▶ **What you are asked to do**
Your reply should be one number: the count of lines holding the word "React".

▶ **Recorded information**
_ _ _ _ _
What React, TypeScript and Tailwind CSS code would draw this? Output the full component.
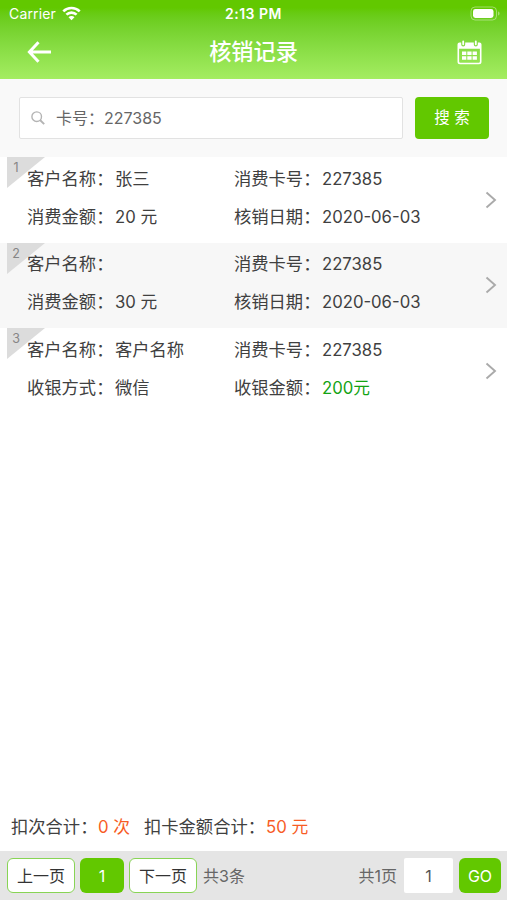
import React from "react";

type Field = { label: string; value: string; green?: boolean };

const records: Field[][] = [
  [
    { label: "客户名称：", value: "张三" },
    { label: "消费卡号：", value: "227385" },
    { label: "消费金额：", value: "20 元" },
    { label: "核销日期：", value: "2020-06-03" },
  ],
  [
    { label: "客户名称：", value: "" },
    { label: "消费卡号：", value: "227385" },
    { label: "消费金额：", value: "30 元" },
    { label: "核销日期：", value: "2020-06-03" },
  ],
  [
    { label: "客户名称：", value: "客户名称" },
    { label: "消费卡号：", value: "227385" },
    { label: "收银方式：", value: "微信" },
    { label: "收银金额：", value: "200元", green: true },
  ],
];

function StatusBar() {
  return (
    <div className="grid h-[27px] grid-cols-3 items-center pl-[9px] pr-[6px] text-[13.5px] leading-none">
      <div className="flex items-center gap-[6px]">
        <span className="text-[14px] tracking-[0.15px]">Carrier</span>
        <svg width="19" height="15" viewBox="0 0 19 15" fill="none" stroke="white" strokeWidth="2.6">
          <path d="M1.3 5.4a11.6 11.6 0 0 1 16.4 0" />
          <path d="M4.4 8.7a7.2 7.2 0 0 1 10.2 0" />
          <path d="M9.5 14.2 6.500 11.200a4.200 4.200 0 0 1 6 0Z" fill="white" stroke="none" />
        </svg>
      </div>
      <span className="whitespace-nowrap pr-[3px] pt-px text-center text-[14px] font-semibold tracking-[0.5px]">2:13 PM</span>
      <svg className="justify-self-end" width="31" height="15" viewBox="0 0 31 15" fill="none">
        <rect x="1" y="1" width="25.5" height="13" rx="4" stroke="white" strokeOpacity=".4" />
        <rect x="3" y="3" width="20.5" height="9" rx="2.4" fill="white" />
        <path d="M28 5.5v4c1-.3 1.6-1 1.6-2s-.6-1.700-1.600-2Z" fill="white" fillOpacity=".4" />
      </svg>
    </div>
  );
}

function NavBar() {
  return (
    <div className="flex h-[50px] items-center justify-between pl-[27px] pr-[25px]">
      <svg width="25" height="22" viewBox="0 0 25 22" fill="none" stroke="white" strokeWidth="3">
        <path d="M11.500 1.300 2.400 11 11.500 20.700M2.400 11H24" />
      </svg>
      <h1 className="mr-[2px] text-[22.200px] font-medium leading-none">核销记录</h1>
      <svg width="25" height="25" viewBox="0 0 25 25">
        <path
          fill="white"
          fillRule="evenodd"
          d="M2.500 2.500h1.700V4.500a2 2 0 0 0 4 0V2.500h8.600V4.500a2 2 0 0 0 4 0V2.500h1.700a2 2 0 0 1 2 2v17.300a2.500 2.500 0 0 1-2.500 2.500H3A2.500 2.500 0 0 1 .5 21.800V4.500a2 2 0 0 1 2-2ZM2.100 8.700V21.500a1.200 1.200 0 0 0 1.200 1.200h18.400a1.200 1.200 0 0 0 1.200-1.200V8.700Z"
        />
        <path d="M6.200 1.300v3M18.800 1.300v3" stroke="white" strokeWidth="1.800" strokeLinecap="round" />
        <path d="M5 11.500h4.300v3.500H5zM10.300 11.500h4.300v3.500h-4.300zM15.600 11.500h4.300v3.500h-4.300zM5 16.200h4.300v3.500H5zM10.300 16.200h4.300v3.500h-4.300zM15.600 16.200h4.300v3.500h-4.300z" fill="white" />
      </svg>
    </div>
  );
}

function SearchBar() {
  return (
    <div className="flex h-[78px] shrink-0 items-center gap-3 bg-[#f9f9f9] pl-[19px] pr-[18px]">
      <div className="flex h-[42px] flex-1 items-center rounded-[2px] border-[1.5px] border-[#e2e2e2] bg-white pl-[11px] text-[#666]">
        <svg width="14" height="14" viewBox="0 0 14 14" fill="none" stroke="#b4b4b4" strokeWidth="1.4">
          <circle cx="5.700" cy="5.700" r="4.800" />
          <path d="m9 9 4.200 4.200" strokeWidth="1.900" />
        </svg>
        <span className="ml-[11px] w-[48px] text-[16px]">卡号：</span>
        <span className="text-[16px]">227385</span>
      </div>
      <button className="h-[42px] w-[74px] rounded-[4px] bg-[#62c800] text-[15.500px] text-white">搜 索</button>
    </div>
  );
}

function RecordRow({ index, fields }: { index: number; fields: Field[] }) {
  return (
    <div className={`relative flex h-[85.5px] shrink-0 items-center pl-[27px] pr-[10px] ${index % 2 ? "bg-[#f7f7f7]" : "bg-white"}`}>
      <svg className="absolute left-[7px] top-0" width="38" height="31" viewBox="0 0 38 31">
        <path d="M0 0h38L0 31Z" fill="#dcdcdc" />
      </svg>
      <span className="absolute left-[7px] top-[3px] w-[18px] text-center text-[12.5px] leading-[15px] text-[#858585]">{index + 1}</span>
      <div className="relative grid flex-1 grid-cols-[207px_1fr] pb-[4px]">
        {fields.map((f) => (
          <div key={f.label} className="flex h-[38px] items-baseline whitespace-nowrap leading-[38px] text-[#404040]">
            <span className="w-[88px] text-[17.3px]">{f.label}</span>
            <span className={`${/\d/.test(f.value) ? "text-[16.700px]" : "text-[17.300px]"} ${f.green ? "text-[#13a313]" : ""}`}>{f.value}</span>
          </div>
        ))}
      </div>
      <svg width="12" height="18" viewBox="0 0 12 18" fill="none" stroke="#aaa" strokeWidth="1.900">
        <path d="m1.500 1.500 8.500 7.500-8.500 7.500" />
      </svg>
    </div>
  );
}

function Summary() {
  return (
    <div className="flex h-[48px] items-baseline whitespace-nowrap pl-[11px] text-[17.3px] leading-[48px] text-[#404040]">
      <span className="w-[87px]">扣次合计：</span>
      <span className="w-[46px] text-[16.800px] text-[#f75c25]">0 次</span>
      <span className="w-[122px]">扣卡金额合计：</span>
      <span className="text-[16.800px] text-[#f75c25]">50 元</span>
    </div>
  );
}

function Pager() {
  return (
    <div className="flex h-[49px] shrink-0 items-center bg-[#e5e5e5] pl-[7px] pr-[6px] text-[16px] text-[#666]">
      <button className="h-[35px] w-[68px] rounded-[6px] border-[1.5px] border-[#88d455] bg-white text-[#333]">上一页</button>
      <button className="ml-[5px] h-[35px] w-[44px] rounded-[6px] bg-[#62c800] text-white">1</button>
      <button className="ml-[5px] h-[35px] w-[68px] rounded-[6px] border-[1.5px] border-[#88d455] bg-white text-[#333]">下一页</button>
      <span className="ml-[6px]">共3条</span>
      <span className="ml-auto">共1页</span>
      <span className="ml-[7px] flex h-[35px] w-[49px] items-center justify-center rounded-[2px] bg-white text-[#555]">1</span>
      <button className="ml-[6px] h-[35px] w-[42px] rounded-[6px] bg-[#62c800] text-white">GO</button>
    </div>
  );
}

export default function App() {
  return (
    <div className="flex h-[900px] w-[507px] flex-col overflow-hidden bg-white font-['Inter','Noto_Sans_CJK_SC',sans-serif]">
      <header className="h-[79px] shrink-0 bg-linear-to-b from-[#62c800] from-10% to-[#a4ed61] text-white">
        <StatusBar />
        <NavBar />
      </header>
      <SearchBar />
      <main className="flex flex-1 flex-col">
        {records.map((fields, i) => (
          <RecordRow key={i} index={i} fields={fields} />
        ))}
      </main>
      <Summary />
      <Pager />
    </div>
  );
}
_ _ _ _ _
▶ **Task result**
2